STATED TASK
Copy exactly the lines from the beginning of the data down to and including the line holding "import React from 'react';", without any pictures.

RAW DATA

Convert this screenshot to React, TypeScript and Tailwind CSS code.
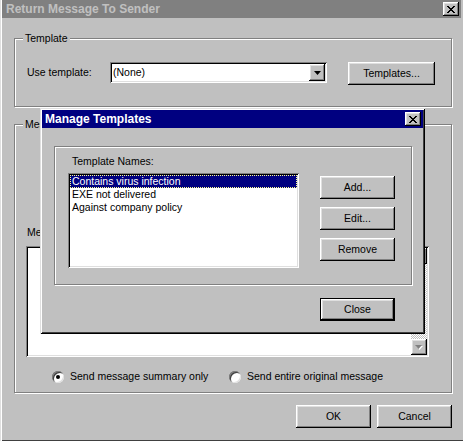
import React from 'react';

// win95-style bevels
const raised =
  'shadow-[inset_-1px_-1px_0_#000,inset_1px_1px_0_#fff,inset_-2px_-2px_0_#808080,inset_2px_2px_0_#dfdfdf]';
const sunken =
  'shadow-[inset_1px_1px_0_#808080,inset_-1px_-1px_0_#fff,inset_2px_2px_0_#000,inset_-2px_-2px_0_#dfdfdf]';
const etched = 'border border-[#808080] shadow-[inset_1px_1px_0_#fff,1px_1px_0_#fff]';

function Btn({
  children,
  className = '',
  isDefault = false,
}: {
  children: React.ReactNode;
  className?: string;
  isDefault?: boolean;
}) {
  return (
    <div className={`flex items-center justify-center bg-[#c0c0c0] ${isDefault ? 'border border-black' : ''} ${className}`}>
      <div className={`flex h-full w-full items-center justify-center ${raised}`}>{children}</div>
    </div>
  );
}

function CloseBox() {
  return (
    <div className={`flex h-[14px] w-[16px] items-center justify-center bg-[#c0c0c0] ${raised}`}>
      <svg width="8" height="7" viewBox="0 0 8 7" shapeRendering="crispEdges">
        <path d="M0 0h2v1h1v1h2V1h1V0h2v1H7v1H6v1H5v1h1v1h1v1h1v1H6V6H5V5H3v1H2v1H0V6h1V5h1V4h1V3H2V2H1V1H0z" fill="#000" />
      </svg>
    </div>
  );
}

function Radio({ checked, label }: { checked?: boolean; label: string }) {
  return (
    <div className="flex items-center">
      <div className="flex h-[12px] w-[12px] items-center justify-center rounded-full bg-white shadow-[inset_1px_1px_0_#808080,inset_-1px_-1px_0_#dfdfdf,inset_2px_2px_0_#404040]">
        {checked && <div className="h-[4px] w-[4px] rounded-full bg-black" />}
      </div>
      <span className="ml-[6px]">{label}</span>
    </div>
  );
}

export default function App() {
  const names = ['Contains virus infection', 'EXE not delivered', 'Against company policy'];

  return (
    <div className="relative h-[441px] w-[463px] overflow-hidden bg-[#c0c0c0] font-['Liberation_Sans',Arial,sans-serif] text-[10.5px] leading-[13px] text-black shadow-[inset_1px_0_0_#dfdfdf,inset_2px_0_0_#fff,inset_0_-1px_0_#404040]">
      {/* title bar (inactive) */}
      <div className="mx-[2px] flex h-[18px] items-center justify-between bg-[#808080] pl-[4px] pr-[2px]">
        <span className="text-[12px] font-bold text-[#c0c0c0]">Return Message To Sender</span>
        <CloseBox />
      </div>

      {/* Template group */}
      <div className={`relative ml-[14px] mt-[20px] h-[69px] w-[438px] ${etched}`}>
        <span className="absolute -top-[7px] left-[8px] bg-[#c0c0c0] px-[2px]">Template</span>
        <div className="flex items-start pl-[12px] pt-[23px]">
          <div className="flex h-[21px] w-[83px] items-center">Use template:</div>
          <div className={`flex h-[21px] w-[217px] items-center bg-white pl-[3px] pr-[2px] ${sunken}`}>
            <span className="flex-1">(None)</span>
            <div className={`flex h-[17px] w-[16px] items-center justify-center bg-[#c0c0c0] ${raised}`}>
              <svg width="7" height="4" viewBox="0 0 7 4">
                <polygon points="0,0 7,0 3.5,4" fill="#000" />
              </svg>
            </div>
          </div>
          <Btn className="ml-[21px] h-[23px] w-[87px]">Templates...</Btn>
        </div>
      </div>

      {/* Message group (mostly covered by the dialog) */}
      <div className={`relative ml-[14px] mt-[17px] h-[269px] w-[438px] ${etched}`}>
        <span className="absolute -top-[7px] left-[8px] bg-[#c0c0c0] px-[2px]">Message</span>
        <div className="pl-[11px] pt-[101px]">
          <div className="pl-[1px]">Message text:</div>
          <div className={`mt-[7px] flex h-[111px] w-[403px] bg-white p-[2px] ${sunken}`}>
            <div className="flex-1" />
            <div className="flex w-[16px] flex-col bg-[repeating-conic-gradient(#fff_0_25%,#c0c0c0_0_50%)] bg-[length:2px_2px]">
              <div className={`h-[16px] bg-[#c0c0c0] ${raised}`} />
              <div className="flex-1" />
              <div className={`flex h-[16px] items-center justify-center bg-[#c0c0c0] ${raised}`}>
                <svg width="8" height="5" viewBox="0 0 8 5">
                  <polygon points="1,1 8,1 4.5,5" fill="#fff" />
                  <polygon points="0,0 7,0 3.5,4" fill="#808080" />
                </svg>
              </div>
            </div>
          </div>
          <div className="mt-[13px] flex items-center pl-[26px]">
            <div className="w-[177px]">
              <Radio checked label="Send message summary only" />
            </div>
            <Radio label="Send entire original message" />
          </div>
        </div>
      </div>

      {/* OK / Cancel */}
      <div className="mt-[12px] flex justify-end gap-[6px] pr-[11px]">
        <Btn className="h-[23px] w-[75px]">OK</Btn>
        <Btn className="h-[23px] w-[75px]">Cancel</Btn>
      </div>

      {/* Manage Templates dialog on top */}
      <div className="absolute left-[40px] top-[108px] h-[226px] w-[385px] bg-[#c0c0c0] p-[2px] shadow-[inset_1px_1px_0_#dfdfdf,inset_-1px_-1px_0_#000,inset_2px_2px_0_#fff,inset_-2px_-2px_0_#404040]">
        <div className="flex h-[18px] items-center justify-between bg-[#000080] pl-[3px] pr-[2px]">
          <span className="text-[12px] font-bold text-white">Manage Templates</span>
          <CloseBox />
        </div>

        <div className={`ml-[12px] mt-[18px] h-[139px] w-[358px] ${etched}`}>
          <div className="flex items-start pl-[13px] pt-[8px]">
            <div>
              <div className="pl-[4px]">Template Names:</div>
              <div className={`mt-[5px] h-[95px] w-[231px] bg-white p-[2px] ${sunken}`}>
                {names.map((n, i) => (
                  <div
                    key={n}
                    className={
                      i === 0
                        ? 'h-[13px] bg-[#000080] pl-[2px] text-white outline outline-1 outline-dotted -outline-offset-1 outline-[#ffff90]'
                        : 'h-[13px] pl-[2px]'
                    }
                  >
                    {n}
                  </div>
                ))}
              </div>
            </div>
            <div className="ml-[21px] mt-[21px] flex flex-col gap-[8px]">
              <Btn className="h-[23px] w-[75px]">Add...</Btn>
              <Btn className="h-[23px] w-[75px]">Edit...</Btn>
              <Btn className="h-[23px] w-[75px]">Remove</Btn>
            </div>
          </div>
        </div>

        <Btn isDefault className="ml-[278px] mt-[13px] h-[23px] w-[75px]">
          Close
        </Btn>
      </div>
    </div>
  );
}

WRITTEN RESPONSE
Convert this screenshot to React, TypeScript and Tailwind CSS code.
import React from 'react';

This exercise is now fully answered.